Wright won a Gold Glove yesterday. He may not have deserved it, but he’s a fine defender, and only Eddie Mathews among all third basemen in history has been a better hitter through age 24. The mere idea of moving a 24-year-old who already has a semi-reasonable claim to being the greatest everyday player in franchise history to another position is utterly insane. For his part, Reyes, also 24, may yet end up even better than Wright.
If the Mets sign Rodriguez, they’ll either risk destroying the career of a homegrown potential Hall of Famer, or they’ll have to move Rodriguez to first base or the outfield. This would make no sense. As great as Rodriguez is, his value is, again, not strictly in his hitting, but in his combined hitting and fielding. Would you sign Lance Berkman to a 10-year, $300 million contract? Because that’s essentially what the Mets would be doing if they signed Rodriguez and played him at first or in the outfield.
Maybe even more important, the Mets would be crippling their ability to improve in the future by doing so. Signing Rodriguez would increase their payroll enough that even one more significant signing would subject them to baseball’s luxury tax, a penalty of up to 40% on payroll above $155 million. Thus, if they wanted to sign Johan Santana next year, they could be looking at a real cost for the ace pitcher of as much as $40 million a year.

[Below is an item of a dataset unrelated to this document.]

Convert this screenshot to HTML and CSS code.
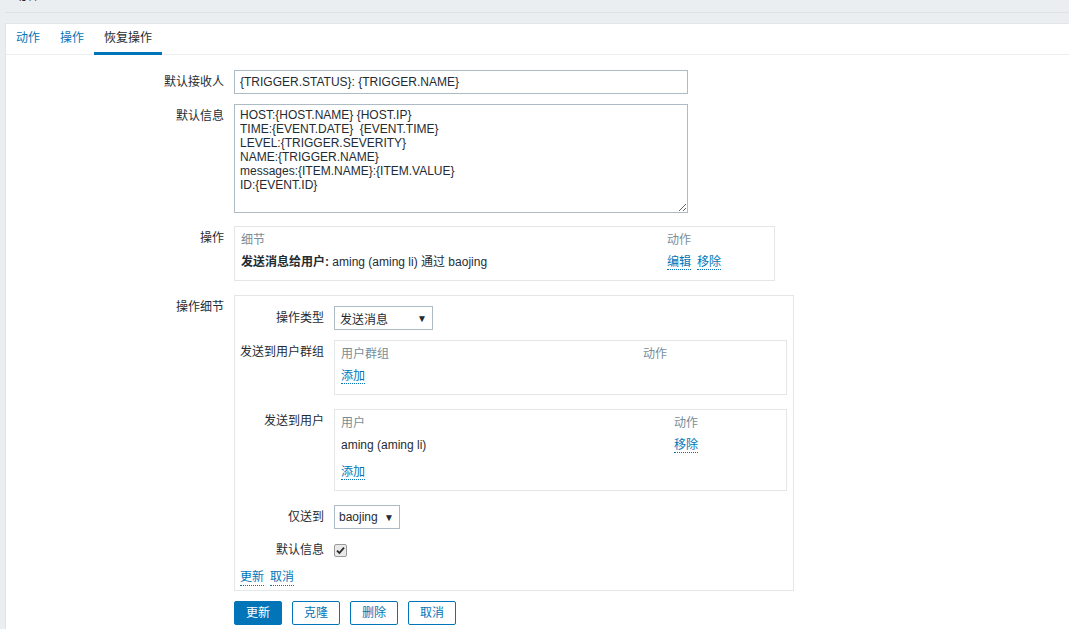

All told, if the Mets signed Rodriguez, they would be committing a fifth of their payroll to a player who, if he ages historically well, will at best be one of the dozen or so best hitters in the league through the lifetime of the deal. He will either have minimal defensive value because he’ll have to play out of position, or will force the Mets to move one of two young franchise players, both very good defenders, out of position. He will prevent them from improving the team in the future even as he’s declining on the field. And, for what it’s worth, he’ll prove to be a huge, sucking void of negative publicity, fan ire, irritating preening, and, quite possibly, playoff choking.
It would be the perfect Mets move, a 10-year calamity. I expect contracts to be signed by the end of the month.